サッカーの話をしよう
No.1183 欠落したヘディングの指導
ことしのワールドカップ、準々決勝のイングランド×スウェーデンで「ヘディングの芸術」のような試合を見た。両チームとも頭で美しくパスをつないだ。
1993年にスタートしたJリーグの25年間で、日本のサッカーは長足の進歩を遂げた。技術、戦術だけでなく、フィジカルもメンタルも、25年前の選手たちと大きな違いがある。だがただひとつ、まったく進歩していないものがある。ヘディングの技術だ。
頭でボールを打つ「ヘディング」というプレーは、サッカーにしかないもの。「手を使えない」ということとともに、ヘディングはサッカーを特徴づけるプレーといえる。

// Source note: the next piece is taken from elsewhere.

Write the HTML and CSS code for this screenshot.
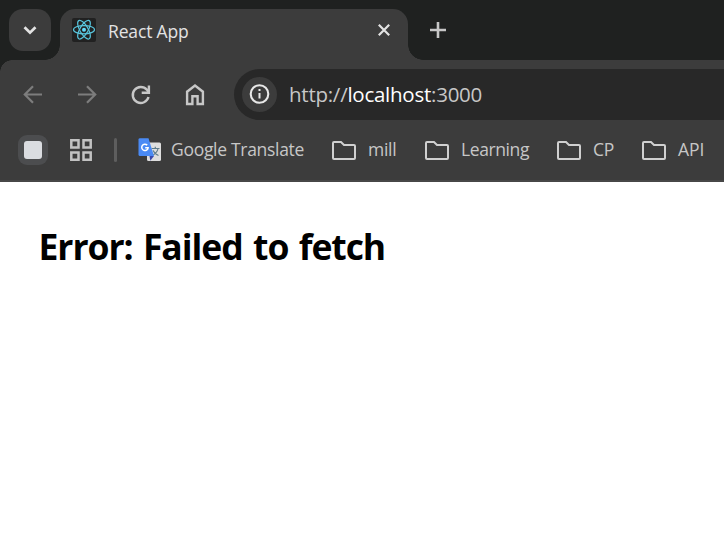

私は、ヘディングは基本的に簡単な技術だと思っている。両目にいちばん近いところでできるプレーだからだ。手や、目からいちばん遠い足でボールをとらえるより、ほぼ両目の間でボールをとらえるほうがはるかに簡単だ。
日本選手がヘディングができないというわけではない。みんな毎日の練習のなかで必ずヘディングを繰り返している。私が言いたいのは、ヘディングで味方に渡すことができないということだ。
この25年間で、キックの精度は明らかに向上している。長短のパスを必要に応じて使い分け、パスをつなぐ技術はワールドカップでもけっしてひけを取らない。しかしいったんボールが空中に上がり、頭で味方につなげなければならなくなったとき、日本選手のヘディング技術はまるで幼児のようになってしまう。
相手がいる状況、すなわちヘディングの競り合いかどうかは関係がない。相手がいなくても、日本選手のようにただ前にはね返すだけでは、相手に渡る確率が高い。これはサッカーという競技の自然の姿と言ってよい。自分がプレーするとき、味方は10人、相手は11人だからだ。
日本選手がヘディングがへたなのは、明らかに指導の欠陥といえる。ヘディングといえばいかに相手に競り勝つかの練習しか行われておらず、「正確に味方につなげる」という、キックでは当たり前のテーマが欠落しているのだ。
日本選手は上がったボールしか見ず、ただ相手より先にボールに触れようとする。だが正確に味方に渡すには、ボールの落下点を見極めた後、ボールから目を離して味方と相手選手の状況を見、どこにどんな「パス」をするか、判断する必要がある。そして再びボールを見て正確にヘディングをする。このトレーニングを集中的にすれば、ヘディングでのパス能力は短期間で飛躍的に向上するはずだ。
日本選手にイングランドやスウェーデンのようなヘディングができたら、Jリーグの試合は確実に質が変わる。